** start of DATA FOR PROCESSING **

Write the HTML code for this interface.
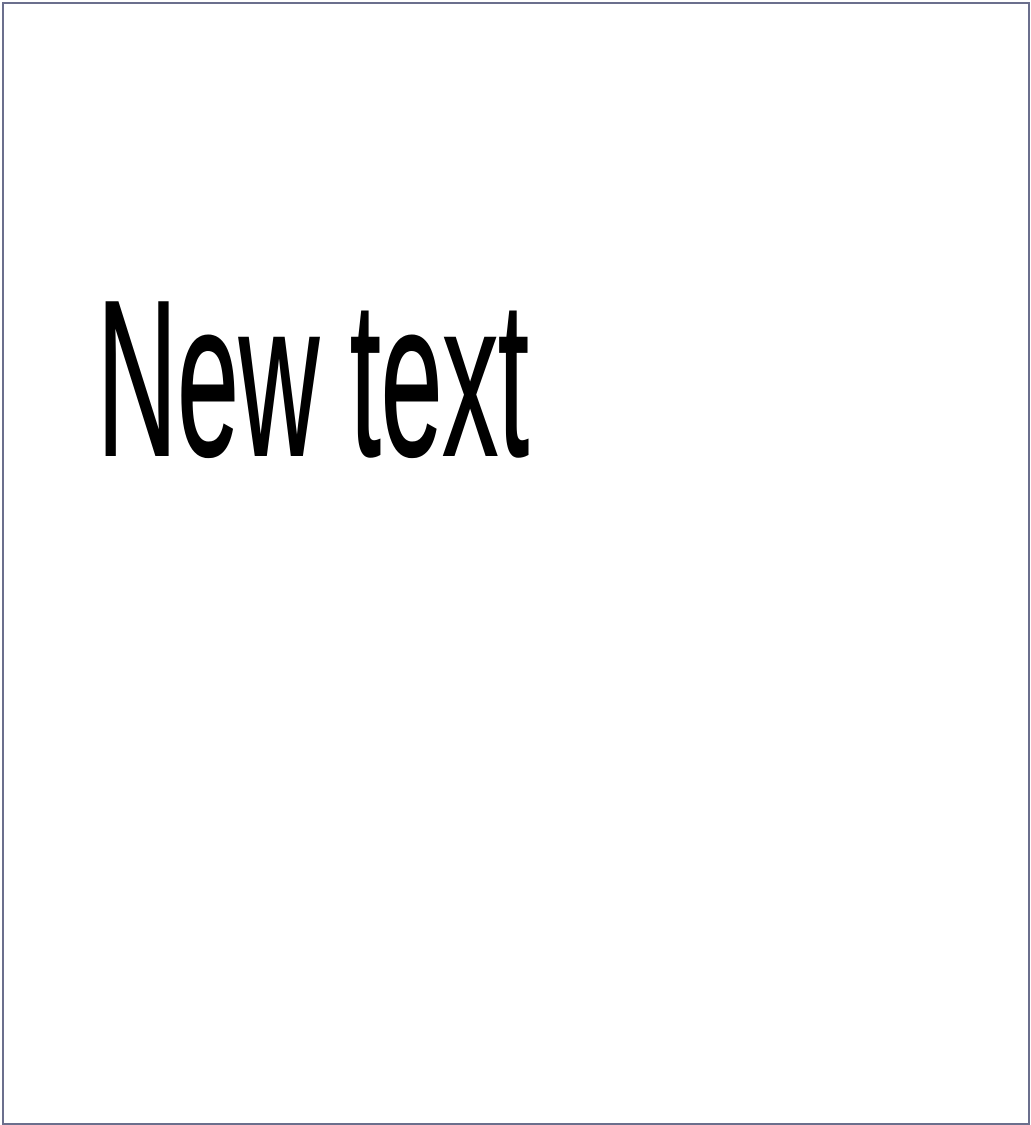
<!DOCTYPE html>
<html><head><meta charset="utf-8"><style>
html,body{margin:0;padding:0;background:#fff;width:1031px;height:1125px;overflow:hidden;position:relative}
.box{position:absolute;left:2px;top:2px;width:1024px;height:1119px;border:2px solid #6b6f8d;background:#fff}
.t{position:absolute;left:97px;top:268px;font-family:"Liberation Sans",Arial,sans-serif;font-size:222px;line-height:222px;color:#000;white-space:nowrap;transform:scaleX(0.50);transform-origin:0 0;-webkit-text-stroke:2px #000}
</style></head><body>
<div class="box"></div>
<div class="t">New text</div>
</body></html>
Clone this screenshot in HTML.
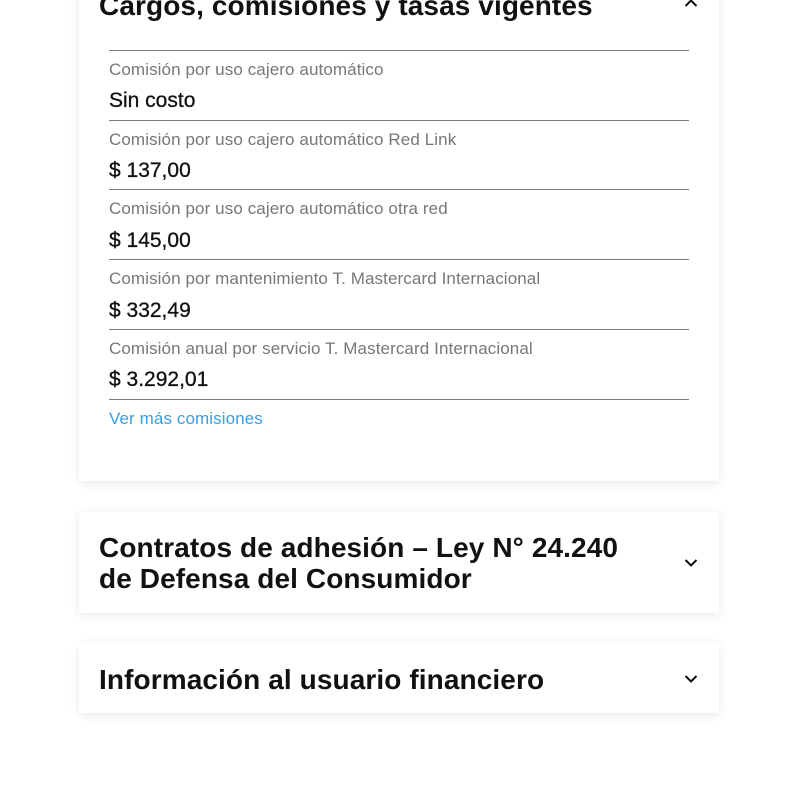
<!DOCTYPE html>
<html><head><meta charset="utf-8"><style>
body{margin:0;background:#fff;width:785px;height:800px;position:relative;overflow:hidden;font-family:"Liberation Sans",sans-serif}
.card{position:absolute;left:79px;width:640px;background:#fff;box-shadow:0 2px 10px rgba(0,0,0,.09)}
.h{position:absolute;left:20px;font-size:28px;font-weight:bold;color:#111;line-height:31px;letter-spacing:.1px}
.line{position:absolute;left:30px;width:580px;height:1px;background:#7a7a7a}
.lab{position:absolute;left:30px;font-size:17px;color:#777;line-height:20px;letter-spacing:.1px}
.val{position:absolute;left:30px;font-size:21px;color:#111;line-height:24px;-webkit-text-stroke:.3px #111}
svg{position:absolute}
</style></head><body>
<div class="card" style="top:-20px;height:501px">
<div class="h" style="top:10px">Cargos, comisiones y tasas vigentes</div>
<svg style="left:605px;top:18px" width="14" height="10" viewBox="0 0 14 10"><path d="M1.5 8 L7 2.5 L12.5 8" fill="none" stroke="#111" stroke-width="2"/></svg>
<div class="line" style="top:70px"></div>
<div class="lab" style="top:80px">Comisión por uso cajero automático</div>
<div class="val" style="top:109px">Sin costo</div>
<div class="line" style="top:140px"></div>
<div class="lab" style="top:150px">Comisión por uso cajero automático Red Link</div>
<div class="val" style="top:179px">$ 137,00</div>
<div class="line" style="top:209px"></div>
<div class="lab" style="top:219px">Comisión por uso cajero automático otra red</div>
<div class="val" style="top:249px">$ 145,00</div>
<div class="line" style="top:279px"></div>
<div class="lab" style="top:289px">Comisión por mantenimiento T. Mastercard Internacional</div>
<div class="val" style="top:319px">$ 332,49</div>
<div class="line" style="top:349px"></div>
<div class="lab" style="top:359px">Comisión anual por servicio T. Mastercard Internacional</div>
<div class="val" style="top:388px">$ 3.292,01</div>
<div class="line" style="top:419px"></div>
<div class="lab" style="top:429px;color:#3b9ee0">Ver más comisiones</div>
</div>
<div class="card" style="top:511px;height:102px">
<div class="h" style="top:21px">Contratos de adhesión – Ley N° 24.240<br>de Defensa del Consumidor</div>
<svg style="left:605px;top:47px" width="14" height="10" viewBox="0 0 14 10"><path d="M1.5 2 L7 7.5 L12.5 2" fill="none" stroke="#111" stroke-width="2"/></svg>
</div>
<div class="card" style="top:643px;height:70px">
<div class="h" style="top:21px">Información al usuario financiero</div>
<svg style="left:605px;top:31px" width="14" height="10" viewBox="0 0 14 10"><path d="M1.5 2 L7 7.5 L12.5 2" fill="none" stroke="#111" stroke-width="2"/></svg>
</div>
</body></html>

** end of DATA FOR PROCESSING **

▶ GIVEN EXERCISE
Copy out each line word for word, please, skipping the images.

▶ EXERCISE RESPONSE
Write the HTML code for this interface.
<!DOCTYPE html>
<html><head><meta charset="utf-8"><style>
html,body{margin:0;padding:0;background:#fff;width:1031px;height:1125px;overflow:hidden;position:relative}
.box{position:absolute;left:2px;top:2px;width:1024px;height:1119px;border:2px solid #6b6f8d;background:#fff}
.t{position:absolute;left:97px;top:268px;font-family:"Liberation Sans",Arial,sans-serif;font-size:222px;line-height:222px;color:#000;white-space:nowrap;transform:scaleX(0.50);transform-origin:0 0;-webkit-text-stroke:2px #000}
</style></head><body>
<div class="box"></div>
<div class="t">New text</div>
</body></html>
Clone this screenshot in HTML.
<!DOCTYPE html>
<html><head><meta charset="utf-8"><style>
body{margin:0;background:#fff;width:785px;height:800px;position:relative;overflow:hidden;font-family:"Liberation Sans",sans-serif}
.card{position:absolute;left:79px;width:640px;background:#fff;box-shadow:0 2px 10px rgba(0,0,0,.09)}
.h{position:absolute;left:20px;font-size:28px;font-weight:bold;color:#111;line-height:31px;letter-spacing:.1px}
.line{position:absolute;left:30px;width:580px;height:1px;background:#7a7a7a}
.lab{position:absolute;left:30px;font-size:17px;color:#777;line-height:20px;letter-spacing:.1px}
.val{position:absolute;left:30px;font-size:21px;color:#111;line-height:24px;-webkit-text-stroke:.3px #111}
svg{position:absolute}
</style></head><body>
<div class="card" style="top:-20px;height:501px">
<div class="h" style="top:10px">Cargos, comisiones y tasas vigentes</div>
<svg style="left:605px;top:18px" width="14" height="10" viewBox="0 0 14 10"><path d="M1.5 8 L7 2.5 L12.5 8" fill="none" stroke="#111" stroke-width="2"/></svg>
<div class="line" style="top:70px"></div>
<div class="lab" style="top:80px">Comisión por uso cajero automático</div>
<div class="val" style="top:109px">Sin costo</div>
<div class="line" style="top:140px"></div>
<div class="lab" style="top:150px">Comisión por uso cajero automático Red Link</div>
<div class="val" style="top:179px">$ 137,00</div>
<div class="line" style="top:209px"></div>
<div class="lab" style="top:219px">Comisión por uso cajero automático otra red</div>
<div class="val" style="top:249px">$ 145,00</div>
<div class="line" style="top:279px"></div>
<div class="lab" style="top:289px">Comisión por mantenimiento T. Mastercard Internacional</div>
<div class="val" style="top:319px">$ 332,49</div>
<div class="line" style="top:349px"></div>
<div class="lab" style="top:359px">Comisión anual por servicio T. Mastercard Internacional</div>
<div class="val" style="top:388px">$ 3.292,01</div>
<div class="line" style="top:419px"></div>
<div class="lab" style="top:429px;color:#3b9ee0">Ver más comisiones</div>
</div>
<div class="card" style="top:511px;height:102px">
<div class="h" style="top:21px">Contratos de adhesión – Ley N° 24.240<br>de Defensa del Consumidor</div>
<svg style="left:605px;top:47px" width="14" height="10" viewBox="0 0 14 10"><path d="M1.5 2 L7 7.5 L12.5 2" fill="none" stroke="#111" stroke-width="2"/></svg>
</div>
<div class="card" style="top:643px;height:70px">
<div class="h" style="top:21px">Información al usuario financiero</div>
<svg style="left:605px;top:31px" width="14" height="10" viewBox="0 0 14 10"><path d="M1.5 2 L7 7.5 L12.5 2" fill="none" stroke="#111" stroke-width="2"/></svg>
</div>
</body></html>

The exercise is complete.